**To be done:** Copy every line from the data below in which the string "with" can be found.

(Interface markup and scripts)
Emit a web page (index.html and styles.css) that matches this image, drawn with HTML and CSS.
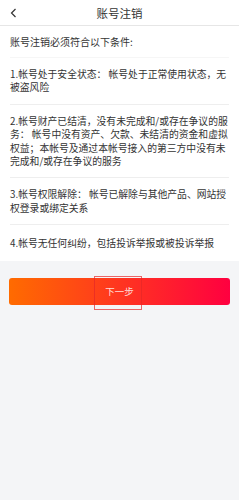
FILE: index.html
```html
<!DOCTYPE html>
<html lang="zh-CN">
<head>
  <meta charset="UTF-8">
  <title>账号注销</title>
  <link rel="stylesheet" href="styles.css">
</head>
<body>

<div class="header">
  <span class="back">
    <svg width="7" height="10" viewBox="0 0 7 10"><polyline points="5.5,1 1.5,5 5.5,9" fill="none" stroke="#333" stroke-width="1.2"/></svg>
  </span>
  <h1>账号注销</h1>
</div>

<div class="card">
  <div class="intro">账号注销必须符合以下条件:</div>
  <div class="rule">1.帐号处于安全状态： 帐号处于正常使用状态，无被盗风险</div>
  <div class="rule">2.帐号财产已结清，没有未完成和/或存在争议的服务： 帐号中没有资产、欠款、未结清的资金和虚拟权益；本帐号及通过本帐号接入的第三方中没有未完成和/或存在争议的服务</div>
  <div class="rule">3.帐号权限解除： 帐号已解除与其他产品、网站授权登录或绑定关系</div>
  <div class="rule last">4.帐号无任何纠纷，包括投诉举报或被投诉举报</div>
</div>

<div class="actions">
  <button class="next">下一步</button>
  <span class="mark"></span>
</div>

</body>
</html>
```

FILE: styles.css
```css
body {
  margin: 0;
  background-color: #f4f5f7;
  font-family: "Noto Sans CJK SC", sans-serif;
  color: #333;
}
.header {
  position: relative;
  height: 25px;
  background-color: #fff;
  border-bottom: 1px solid #e6e6e6;
  display: flex;
  align-items: center;
  justify-content: center;
}
.header h1 {
  margin: 0;
  font-size: 11.5px;
  font-weight: normal;
  color: #333;
}
.back {
  position: absolute;
  left: 10px;
  top: 8px;
  line-height: 0;
}
.card {
  background-color: #fff;
  padding: 0 10px;
}
.intro {
  height: 31px;
  line-height: 31px;
  font-size: 10px;
  border-bottom: 1px solid #f6f6f6;
}
.rule {
  font-size: 9.8px;
  line-height: 13.4px;
  padding: 10px 0 9px;
  border-bottom: 1px solid #eeeeee;
}
.rule.last {
  border-bottom: none;
  padding: 12px 0 10px;
}
.actions {
  position: relative;
  padding: 17px 9px;
}
.next {
  display: block;
  width: 100%;
  height: 27px;
  border: none;
  border-radius: 3px;
  background: linear-gradient(to right, #ff6b00, #ff0040);
  color: rgba(255, 255, 255, 0.85);
  font-family: "Noto Sans CJK SC", sans-serif;
  font-size: 9.5px;
}
.mark {
  position: absolute;
  left: 94px;
  top: 15px;
  width: 46px;
  height: 32px;
  border: 1px solid rgba(230, 40, 40, 0.7);
}
```
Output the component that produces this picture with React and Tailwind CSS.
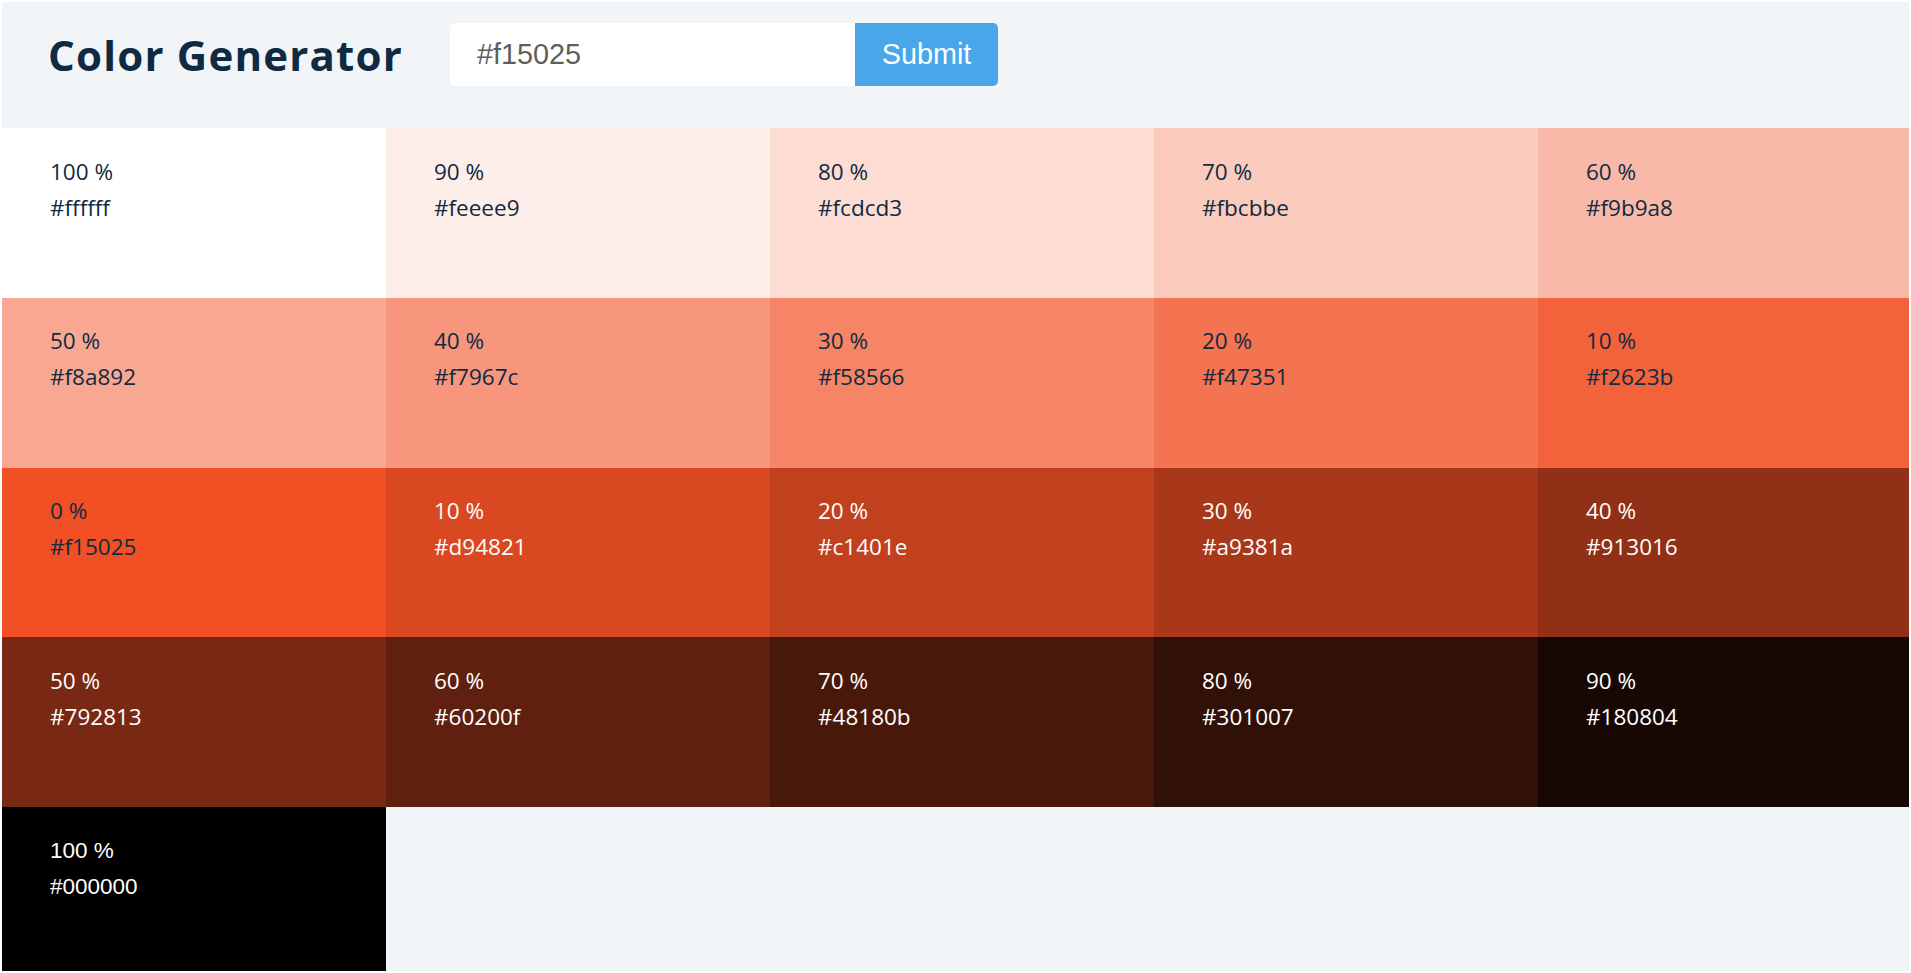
import { useState } from 'react'

const BASE = '#f15025'

function hexToRgb(hex) {
  let h = hex.replace('#', '').trim()
  if (h.length === 3) h = h.split('').map((c) => c + c).join('')
  if (!/^[0-9a-fA-F]{6}$/.test(h)) return null
  return [0, 2, 4].map((i) => parseInt(h.slice(i, i + 2), 16))
}

function toHex(rgb) {
  return '#' + rgb.map((v) => Math.round(v).toString(16).padStart(2, '0')).join('')
}

// tints toward white, then the base, then shades toward black (10% steps)
function buildList(hex) {
  const rgb = hexToRgb(hex)
  if (!rgb) return null
  const list = []
  for (let w = 100; w > 0; w -= 10) {
    list.push({ weight: w, type: 'tint', hex: toHex(rgb.map((c) => c + (255 - c) * (w / 100))) })
  }
  list.push({ weight: 0, type: 'base', hex: toHex(rgb) })
  for (let w = 10; w <= 100; w += 10) {
    list.push({ weight: w, type: 'shade', hex: toHex(rgb.map((c) => c * (1 - w / 100))) })
  }
  return list
}

function ColorTile({ color, index }) {
  const dark = index > 10
  const last = color.type === 'shade' && color.weight === 100
  return (
    <article
      className={`h-[169.75px] px-12 pt-[25.5px] text-[22.5px] leading-[36px] ${
        dark ? 'text-white' : 'text-[#102a42]'
      }`}
      style={{
        backgroundColor: color.hex,
        fontFamily: last ? '"Liberation Sans", Arial, sans-serif' : '"Open Sans", "Noto Sans", sans-serif',
      }}
    >
      <p>{color.weight} %</p>
      <p>{color.hex}</p>
    </article>
  )
}

export default function App() {
  const [value, setValue] = useState(BASE)
  const [colors, setColors] = useState(() => buildList(BASE))
  const [error, setError] = useState(false)

  function handleSubmit(e) {
    e.preventDefault()
    const next = buildList(value)
    if (!next) {
      setError(true)
      return
    }
    setError(false)
    setColors(next)
  }

  return (
    <div className="h-[973px] w-full overflow-hidden border-2 border-white bg-[#f1f5f8]">
      <section className="flex h-[126px] items-start pl-[46px] pt-[21px]">
        <div className="flex h-[63px] w-[402px] shrink-0 items-center">
          <h3
            className="text-[42px] font-bold leading-none tracking-[1.2px] text-[#102a42]"
            style={{ fontFamily: '"Open Sans", "Noto Sans", sans-serif' }}
          >
            Color Generator
          </h3>
        </div>
        <form
          onSubmit={handleSubmit}
          className="flex h-[63px]"
          style={{ fontFamily: '"Liberation Sans", Arial, sans-serif' }}
        >
          <input
            type="text"
            value={value}
            onChange={(e) => setValue(e.target.value)}
            placeholder={BASE}
            className={`h-full w-[405px] rounded-l-[5px] bg-white pl-[27px] text-[28.8px] text-[#5f5f5f] outline-none ${
              error ? 'border-2 border-red-500' : ''
            }`}
          />
          <button
            type="submit"
            className="h-full w-[143px] rounded-r-[5px] bg-[#49a6e9] text-[28.8px] text-white"
          >
            Submit
          </button>
        </form>
      </section>

      <section className="grid grid-cols-[repeat(5,384px)]">
        {colors.map((c, i) => (
          <ColorTile key={i} color={c} index={i} />
        ))}
      </section>
    </div>
  )
}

**Exercise output:**
Emit a web page (index.html and styles.css) that matches this image, drawn with HTML and CSS.
Output the component that produces this picture with React and Tailwind CSS.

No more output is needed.